George Poklitar

Personal information
- Other names: Gueorgui Poklitar, Georges Poklitar
- Nationality: Canadian
- Born: March 31, 1996 (age 30) Kyiv, Ukraine
- Education: Université de Montréal – Bachelor of Management (B.Gest.)
- Occupation(s): Judoka, actor

Sport
- Country: Canada
- Sport: Judo
- Weight class: –60 kg / –66 kg
- Rank: 4th dan black belt
- Club: Kiseki Judo
- Coached by: Ernst Laraque

Achievements and titles
- Pan American Champ.: 7th (2017)

Medal record
Men's Judo
Representing Canada, Quebec
Jeux de la Francophonie
| Silver medal – second place | 2017 Abidjan | –66 kg |

Profile at external databases
- IJF: 7733
- JudoInside.com: 69211

= George Poklitar =

Ukrainian-Canadian judoka and actor (born 1996)

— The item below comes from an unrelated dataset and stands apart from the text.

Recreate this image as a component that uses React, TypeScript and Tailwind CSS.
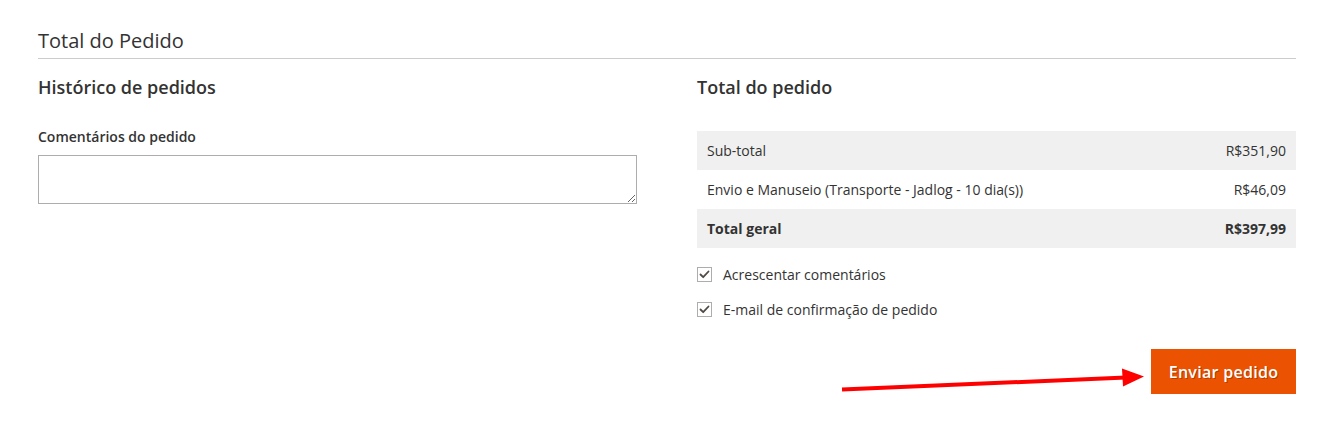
import type { ReactNode } from 'react';

const rows = [
  { label: 'Sub-total', value: 'R$351,90', shaded: true, bold: false },
  { label: 'Envio e Manuseio (Transporte - Jadlog - 10 dia(s))', value: 'R$46,09', shaded: false, bold: false },
  { label: 'Total geral', value: 'R$397,99', shaded: true, bold: true },
];

function Check({ children }: { children: ReactNode }) {
  return (
    <label className="flex h-5 items-center">
      <span className="flex h-[15px] w-[15px] items-center justify-center border border-[#adadad] bg-white">
        <svg width="11" height="11" viewBox="0 0 11 11" fill="none">
          <path d="M1.5 5.5 L4.2 8.2 L9.5 2.5" stroke="#514943" strokeWidth="1.8" strokeLinecap="round" strokeLinejoin="round" />
        </svg>
      </span>
      <span className="ml-[11px] text-[14px] text-[#333]">{children}</span>
    </label>
  );
}

export default function App() {
  return (
    <div
      className="relative h-[442px] w-full bg-white pl-[38px] text-[#333]"
      style={{ fontFamily: '"Open Sans", "Liberation Sans", sans-serif' }}
    >
      <div className="w-[1258px] pt-[27px]">
        <div className="border-b border-[#cccccc] pb-[3px]">
          <h1 className="text-[20px] leading-[28px] font-normal">Total do Pedido</h1>
        </div>

        <div className="mt-4 flex gap-[60px]">
          <section className="w-[599px]">
            <h2 className="text-[18px] leading-6 font-semibold">Histórico de pedidos</h2>
            <p className="mt-7 text-[14px] leading-5 font-semibold">Comentários do pedido</p>
            <textarea className="mt-2 block h-[49px] w-[599px] border border-[#adadad] bg-white" />
          </section>

          <section className="w-[599px]">
            <h2 className="text-[18px] leading-6 font-semibold">Total do pedido</h2>
            <div className="mt-8">
              {rows.map((r) => (
                <div
                  key={r.label}
                  className={`flex h-[39px] items-center justify-between px-[10px] text-[14px] ${
                    r.shaded ? 'bg-[#f0f0f0]' : 'bg-white'
                  } ${r.bold ? 'font-bold' : ''}`}
                >
                  <span>{r.label}</span>
                  <span>{r.value}</span>
                </div>
              ))}
            </div>

            <div className="mt-4 flex flex-col gap-[15px]">
              <Check>Acrescentar comentários</Check>
              <Check>E-mail de confirmação de pedido</Check>
            </div>

            <div className="mt-[30px] flex justify-end">
              <button className="h-[45px] w-[145px] bg-[#eb5202] text-[16px] font-semibold tracking-[0.3px] text-white [text-shadow:1px_1px_0_rgba(0,0,0,0.25)]">
                Enviar pedido
              </button>
            </div>
          </section>
        </div>
      </div>

      <svg className="pointer-events-none absolute inset-0" width="1322" height="442">
        <line x1="842" y1="389.5" x2="1126" y2="377.5" stroke="#ff0000" strokeWidth="4" />
        <polygon points="1122,368.5 1144,376.5 1123,386.5" fill="#ff0000" />
      </svg>
    </div>
  );
}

George Poklitar (born 31 March 1996), also known in sport records as Gueorgui Poklitar and Georges Poklitar, is a Ukrainian-Canadian actor and judoka based in Montreal.

== Judo career ==
Competing for Canada at −60 kg and −66 kg, Poklitar won the silver medal in the men's 66 kg judo event at the 2017 Jeux de la Francophonie representing the Quebec-Canada team. He earned a silver medals at the 2016 San Salvador Pan American Open (−66 kg), the 2019 Lima Pan American Open (−60 kg), and placed 5th at the 2019 Córdoba Pan American Open (−60 kg). In 2018, Poklitar placed 5th at the International Belgian Open of Visé in Belgium. In 2020, Judo Québec reported that Poklitar had won 17 medals at Canadian championships, including 7 national titles over the span of a decade.

== Education ==
Poklitar earned a Bachelor of Management (B.Gest.) in Business Analysis and Information Technology from Université de Montréal in 2024.

== Filmography ==

In 2025, Poklitar transitioned into professional acting, becoming a member of ACTRA. He is set to appear in the feature film Love & Chaos, directed by Drew Denny, in which he portrays a local thief within an ensemble cast that includes Christine Taylor, Bebe Wood, Lux Pascal, Anna Akana, Rio Mangini, and Warren Egypt Franklin.

== Awards ==
In 2014, Poklitar received a scholarship from the Fondation de l’athlète d’excellence du Québec supported by Georges St-Pierre.

In December 2020, Judo Canada attributed a batsugun promotion to Poklitar, awarding him the grade of yondan (4th dan black belt).

== Volunteering ==
From 2017 to 2019, Poklitar served as the Team Quebec male athletes’ representative on the Comité d’excellence of Judo Québec.